EXERCISE GOAL: Without the pictures, repeat the listing character for character.

COLLECTED MATERIAL:
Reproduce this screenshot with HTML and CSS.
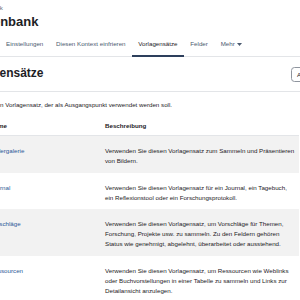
FILE: index.html
```html
<!DOCTYPE html>
<html lang="de">
<head>
    <meta charset="UTF-8">
    <meta name="viewport" content="width=device-width, initial-scale=1.0">
    <title>Vorlagensätze</title>
    <link rel="stylesheet" href="styles.css">
</head>
<body>
    <div class="page">
        <div class="crumbs">Datenbank</div>
        <h1 class="title">Datenbank</h1>

        <!-- Secondary navigation -->
        <div class="tabs">
            <a href="#" class="tab">Datenbank</a>
            <a href="#" class="tab">Einstellungen</a>
            <a href="#" class="tab">Diesen Kontext einfrieren</a>
            <a href="#" class="tab active">Vorlagensätze</a>
            <a href="#" class="tab">Felder</a>
            <a href="#" class="tab">Mehr <svg class="caret" width="5" height="3" viewBox="0 0 5 3"><path d="M0 0h5L2.5 3z" fill="currentColor"/></svg></a>
        </div>

        <div class="head-row">
            <h2 class="subtitle">Vorlagensätze</h2>
            <button class="btn">Aktionen</button>
        </div>

        <p class="intro">Wählen Sie einen Vorlagensatz, der als Ausgangspunkt verwendet werden soll.</p>

        <!-- Presets table -->
        <table class="presets">
            <colgroup>
                <col class="c-select">
                <col class="c-name">
                <col class="c-desc">
                <col class="c-act">
            </colgroup>
            <thead>
                <tr>
                    <th></th>
                    <th>Name</th>
                    <th>Beschreibung</th>
                    <th></th>
                </tr>
            </thead>
            <tbody>
                <tr>
                    <td><input type="radio" name="preset"></td>
                    <td><a href="#">Bildergalerie</a></td>
                    <td>Verwenden Sie diesen Vorlagensatz zum Sammeln und Präsentieren von Bildern.</td>
                    <td></td>
                </tr>
                <tr>
                    <td><input type="radio" name="preset"></td>
                    <td><a href="#">Journal</a></td>
                    <td>Verwenden Sie diesen Vorlagensatz für ein Journal, ein Tagebuch, ein Reflexionstool oder ein Forschungsprotokoll.</td>
                    <td></td>
                </tr>
                <tr>
                    <td><input type="radio" name="preset"></td>
                    <td><a href="#">Vorschläge</a></td>
                    <td>Verwenden Sie diesen Vorlagensatz, um Vorschläge für Themen, Forschung, Projekte usw. zu sammeln. Zu den Feldern gehören Status wie genehmigt, abgelehnt, überarbeitet oder ausstehend.</td>
                    <td></td>
                </tr>
                <tr>
                    <td><input type="radio" name="preset"></td>
                    <td><a href="#">Ressourcen</a></td>
                    <td>Verwenden Sie diesen Vorlagensatz, um Ressourcen wie Weblinks oder Buchvorstellungen in einer Tabelle zu sammeln und Links zur Detailansicht anzulegen.</td>
                    <td></td>
                </tr>
            </tbody>
        </table>
    </div>
</body>
</html>
```

FILE: styles.css
```css
/* Basic reset */
* {
    margin: 0;
    padding: 0;
    box-sizing: border-box;
    font-family: "Liberation Sans", Arial, sans-serif;
}

body {
    overflow: hidden;
    color: #1d2125;
    background: #fff;
}

/* Page is wider than the window, shifted left */
.page {
    width: 400px;
    margin-left: -45px;
    font-size: 6.2px;
    line-height: 10px;
}

.crumbs {
    padding-top: 3px;
    margin-left: 18px;
    color: #6a737b;
}

.title {
    margin-top: 1px;
    margin-left: 17px;
    font-size: 13px;
    line-height: 16px;
    font-weight: bold;
}

/* Tabs */
.tabs {
    display: flex;
    margin-top: 9px;
    padding-left: 2px;
    border-bottom: 1px solid #e3e5e8;
}

.tab {
    display: flex;
    align-items: center;
    gap: 2px;
    padding: 0 6.4px 6px;
    margin-bottom: -1px;
    color: #4b5a70;
    text-decoration: none;
    border-bottom: 2px solid transparent;
}

.tab.active {
    color: #1d2125;
    border-bottom-color: #2d3f5c;
}

.caret {
    display: block;
}

/* Heading row */
.head-row {
    display: flex;
    align-items: flex-start;
    padding: 8px 30px 9px 0;
    border-bottom: 1px solid #e3e5e8;
}

.subtitle {
    margin-left: 8px;
    font-size: 12px;
    line-height: 16px;
    font-weight: bold;
}

.btn {
    margin-left: auto;
    margin-top: 2px;
    height: 15px;
    width: 34px;
    padding: 0 5px;
    font-size: 6.2px;
    text-align: left;
    color: #1d2125;
    background: #fff;
    border: 1px solid #8f959e;
    border-radius: 3.5px;
}

.intro {
    margin-top: 8px;
}

/* Presets table */
.presets {
    margin-top: 11px;
    width: 344px;
    border-collapse: collapse;
    table-layout: fixed;
}

.c-select { width: 31px; }
.c-name { width: 115px; }
.c-desc { width: 198px; }

.presets th {
    padding: 0 4px 4px;
    text-align: left;
    font-weight: bold;
    border-bottom: 1px solid #e3e5e8;
}

.presets td {
    padding: 10px 4px 6.5px;
    vertical-align: top;
}

.presets tbody tr:nth-child(odd) {
    background: #f2f2f2;
}

.presets a {
    color: #2c5796;
    text-decoration: none;
}

.presets input {
    width: 8px;
    height: 8px;
}
```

FINISHED ANSWER:
Reproduce this screenshot with HTML and CSS.
FILE: index.html
```html
<!DOCTYPE html>
<html lang="de">
<head>
    <meta charset="UTF-8">
    <meta name="viewport" content="width=device-width, initial-scale=1.0">
    <title>Vorlagensätze</title>
    <link rel="stylesheet" href="styles.css">
</head>
<body>
    <div class="page">
        <div class="crumbs">Datenbank</div>
        <h1 class="title">Datenbank</h1>

        <!-- Secondary navigation -->
        <div class="tabs">
            <a href="#" class="tab">Datenbank</a>
            <a href="#" class="tab">Einstellungen</a>
            <a href="#" class="tab">Diesen Kontext einfrieren</a>
            <a href="#" class="tab active">Vorlagensätze</a>
            <a href="#" class="tab">Felder</a>
            <a href="#" class="tab">Mehr <svg class="caret" width="5" height="3" viewBox="0 0 5 3"><path d="M0 0h5L2.5 3z" fill="currentColor"/></svg></a>
        </div>

        <div class="head-row">
            <h2 class="subtitle">Vorlagensätze</h2>
            <button class="btn">Aktionen</button>
        </div>

        <p class="intro">Wählen Sie einen Vorlagensatz, der als Ausgangspunkt verwendet werden soll.</p>

        <!-- Presets table -->
        <table class="presets">
            <colgroup>
                <col class="c-select">
                <col class="c-name">
                <col class="c-desc">
                <col class="c-act">
            </colgroup>
            <thead>
                <tr>
                    <th></th>
                    <th>Name</th>
                    <th>Beschreibung</th>
                    <th></th>
                </tr>
            </thead>
            <tbody>
                <tr>
                    <td><input type="radio" name="preset"></td>
                    <td><a href="#">Bildergalerie</a></td>
                    <td>Verwenden Sie diesen Vorlagensatz zum Sammeln und Präsentieren von Bildern.</td>
                    <td></td>
                </tr>
                <tr>
                    <td><input type="radio" name="preset"></td>
                    <td><a href="#">Journal</a></td>
                    <td>Verwenden Sie diesen Vorlagensatz für ein Journal, ein Tagebuch, ein Reflexionstool oder ein Forschungsprotokoll.</td>
                    <td></td>
                </tr>
                <tr>
                    <td><input type="radio" name="preset"></td>
                    <td><a href="#">Vorschläge</a></td>
                    <td>Verwenden Sie diesen Vorlagensatz, um Vorschläge für Themen, Forschung, Projekte usw. zu sammeln. Zu den Feldern gehören Status wie genehmigt, abgelehnt, überarbeitet oder ausstehend.</td>
                    <td></td>
                </tr>
                <tr>
                    <td><input type="radio" name="preset"></td>
                    <td><a href="#">Ressourcen</a></td>
                    <td>Verwenden Sie diesen Vorlagensatz, um Ressourcen wie Weblinks oder Buchvorstellungen in einer Tabelle zu sammeln und Links zur Detailansicht anzulegen.</td>
                    <td></td>
                </tr>
            </tbody>
        </table>
    </div>
</body>
</html>
```

FILE: styles.css
```css
/* Basic reset */
* {
    margin: 0;
    padding: 0;
    box-sizing: border-box;
    font-family: "Liberation Sans", Arial, sans-serif;
}

body {
    overflow: hidden;
    color: #1d2125;
    background: #fff;
}

/* Page is wider than the window, shifted left */
.page {
    width: 400px;
    margin-left: -45px;
    font-size: 6.2px;
    line-height: 10px;
}

.crumbs {
    padding-top: 3px;
    margin-left: 18px;
    color: #6a737b;
}

.title {
    margin-top: 1px;
    margin-left: 17px;
    font-size: 13px;
    line-height: 16px;
    font-weight: bold;
}

/* Tabs */
.tabs {
    display: flex;
    margin-top: 9px;
    padding-left: 2px;
    border-bottom: 1px solid #e3e5e8;
}

.tab {
    display: flex;
    align-items: center;
    gap: 2px;
    padding: 0 6.4px 6px;
    margin-bottom: -1px;
    color: #4b5a70;
    text-decoration: none;
    border-bottom: 2px solid transparent;
}

.tab.active {
    color: #1d2125;
    border-bottom-color: #2d3f5c;
}

.caret {
    display: block;
}

/* Heading row */
.head-row {
    display: flex;
    align-items: flex-start;
    padding: 8px 30px 9px 0;
    border-bottom: 1px solid #e3e5e8;
}

.subtitle {
    margin-left: 8px;
    font-size: 12px;
    line-height: 16px;
    font-weight: bold;
}

.btn {
    margin-left: auto;
    margin-top: 2px;
    height: 15px;
    width: 34px;
    padding: 0 5px;
    font-size: 6.2px;
    text-align: left;
    color: #1d2125;
    background: #fff;
    border: 1px solid #8f959e;
    border-radius: 3.5px;
}

.intro {
    margin-top: 8px;
}

/* Presets table */
.presets {
    margin-top: 11px;
    width: 344px;
    border-collapse: collapse;
    table-layout: fixed;
}

.c-select { width: 31px; }
.c-name { width: 115px; }
.c-desc { width: 198px; }

.presets th {
    padding: 0 4px 4px;
    text-align: left;
    font-weight: bold;
    border-bottom: 1px solid #e3e5e8;
}

.presets td {
    padding: 10px 4px 6.5px;
    vertical-align: top;
}

.presets tbody tr:nth-child(odd) {
    background: #f2f2f2;
}

.presets a {
    color: #2c5796;
    text-decoration: none;
}

.presets input {
    width: 8px;
    height: 8px;
}
```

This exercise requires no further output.